Jarrett, drawing on his Anglican background, played a key role in establishing the Personal Ordinariate of Our Lady of the Southern Cross, which was created to serve former Anglicans entering full communion with the Catholic Church in Australia and the Asia-Pacific region.

In 2011, Jarrett was appointed Apostolic Administrator of the Archdiocese of Brisbane following the resignation of Archbishop John Bathersby.

In May 2014, Jarrett expressed his desire to see a return of the traditional Friday abstinence from meat. In 1985, the Australian bishops had declared that Friday penance could be fulfilled by prayer, self-denial or helping others, however Jarret said the reality was only a small number of Catholics actually fulfilled this. "It has been difficult for priests to preach it when it remains only a principle with no uniform discipline attached to it," he said. He described Friday abstinence as "an ancient and universal practice for Catholics deeply ingrained in our identity with Christ and the church".

==Retirement==
Pope Francis accepted his age-related resignation on 20 December 2016. He was succeeded by Greg Homeming on 22 February 2017.

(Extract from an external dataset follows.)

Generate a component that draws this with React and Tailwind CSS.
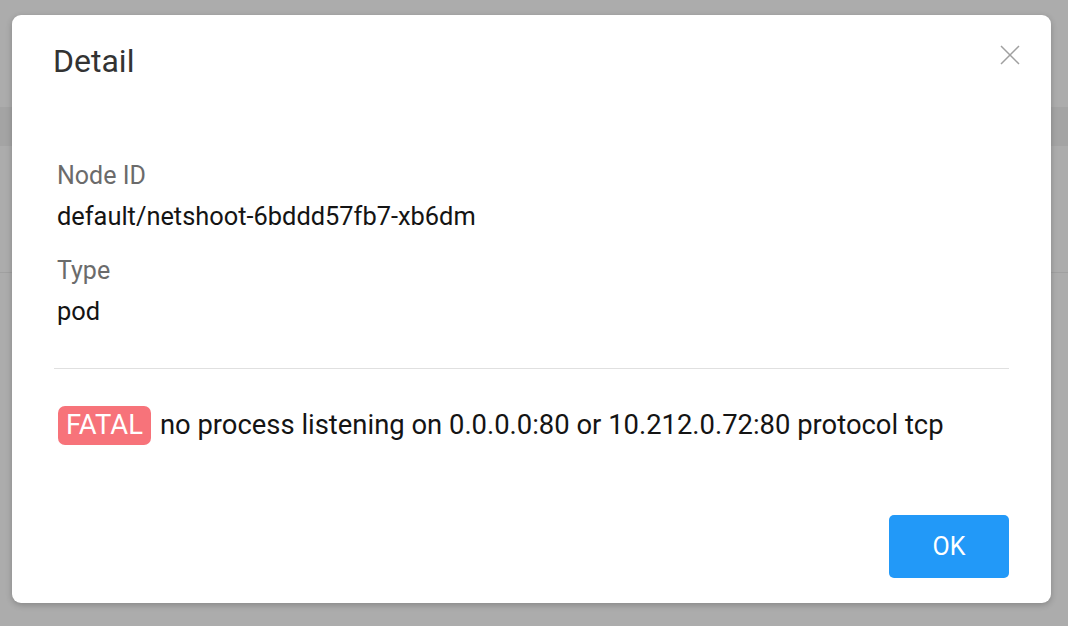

In 2019, Jarrett ordained Fr Kopel Gibuma as a priest for the Personal Ordinariate of Our Lady of the Southern Cross, becoming the first ordination of a Torres Strait Islander to the priesthood.

In retirement, he has enjoyed a close connection with many Traditional Latin Mass communities in Australia. In 2024, he ordained the first priest from traditional Benedictine Notre Dame Priory in Colebrook. He has also conferred the Sacrament of Confirmation in order Latin Mass communities.

As of 2026, he was still assisting parishes across Australia with the Sacrament of Confirmation.